Pobreza limita capacidade de tomar decisões certas

O senso comum basta para se perceber que uma pessoa que vive em situação de pobreza não tem as mesmas armas para ultrapassar os problemas de quem não passa dificuldades. Mas investigadores da Universidade de Princeton, nos Estados Unidos, apontam, num estudo publicado na Science, uma explicação mais profunda para o círculo vicioso que muitas vezes eterniza a pobreza: o esforço acrescido para lidar com obrigações como pagar as contas e reduzir despesas traduz- se num desgaste mental tão grande que afeta a capacidade de tomar outras decisões que poderiam fazer a diferença.

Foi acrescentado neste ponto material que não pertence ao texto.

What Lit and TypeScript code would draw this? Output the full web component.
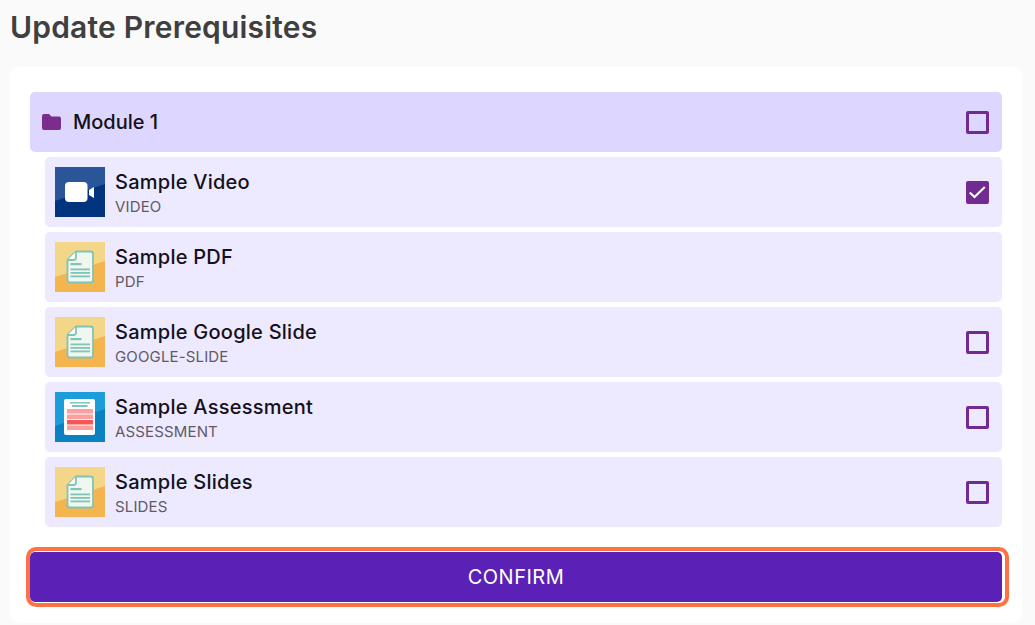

Os investigadores, através de um conjunto de experiências com voluntários, encontraram mesmo uma medida exata para o impacte que estes constrangimentos têm nessa capacidade: “Em média, [ nos testes realizados] as pessoas com problemas de dinheiro exibiam uma descida nas capacidades cognitivas similar a uma perda de 13 pontos no quociente de inteligência ou à perda de toda uma noite de sono”, dizem. “Anteriores visões da pobreza culpavam falhas pessoais ou um ambiente que não conduz ao sucesso pela situação”, explica Jiaying Zhao, um dos autores. “Nós argumentamos que a falta de recursos financeiros pode, por si mesma, levar a uma limitação das funções cognitivas.”
Ao DN, Alfredo Bruto da Costa, especialista em pobreza e presidente da Comissão Nacional Justiça e Paz, não tem dificuldades em validar este ponto de vista: “Não conhecia nenhum estudo específico, mas isso é o que sabemos da nossa experiencia”, diz. “Uma carência nunca é simplesmente física. Uma carência física tem implicações psicológicas, ao nível do sistema nervoso. Vai afetar todo o comportamento e até gerar situações complexas.”
Segundo os autores do estudo, as limitações cognitivas ditadas pela pobreza afetam a capacidade de apostar em áreas como a educação, a formação profissional ou a gestão do próprio tempo – todas importantes para se conseguir uma evolução qualitativa na vida.
Bruto da Costa acrescenta outros exemplos, saídos da realidade portuguesa – onde se estima que 18% da população, 1,9 milhões de pessoas, seja pobre: “Quando as pessoas vivem em situação de pobreza, às vezes até desentendimentos familiares podem levar a situações extremas. Desentendimentos entre pais e filhos tornam- se muito mais graves.”
Para o sociólogo, a estratégia portuguesa para lidar com a pobreza “tem passado sempre por mitigar o seu impacte”, através de apoios sociais, “e quase nunca por ajudar as pessoas a saírem dela, promovendo aumentos dos salários e pensões baixos que mantêm as pessoas nessa situação”.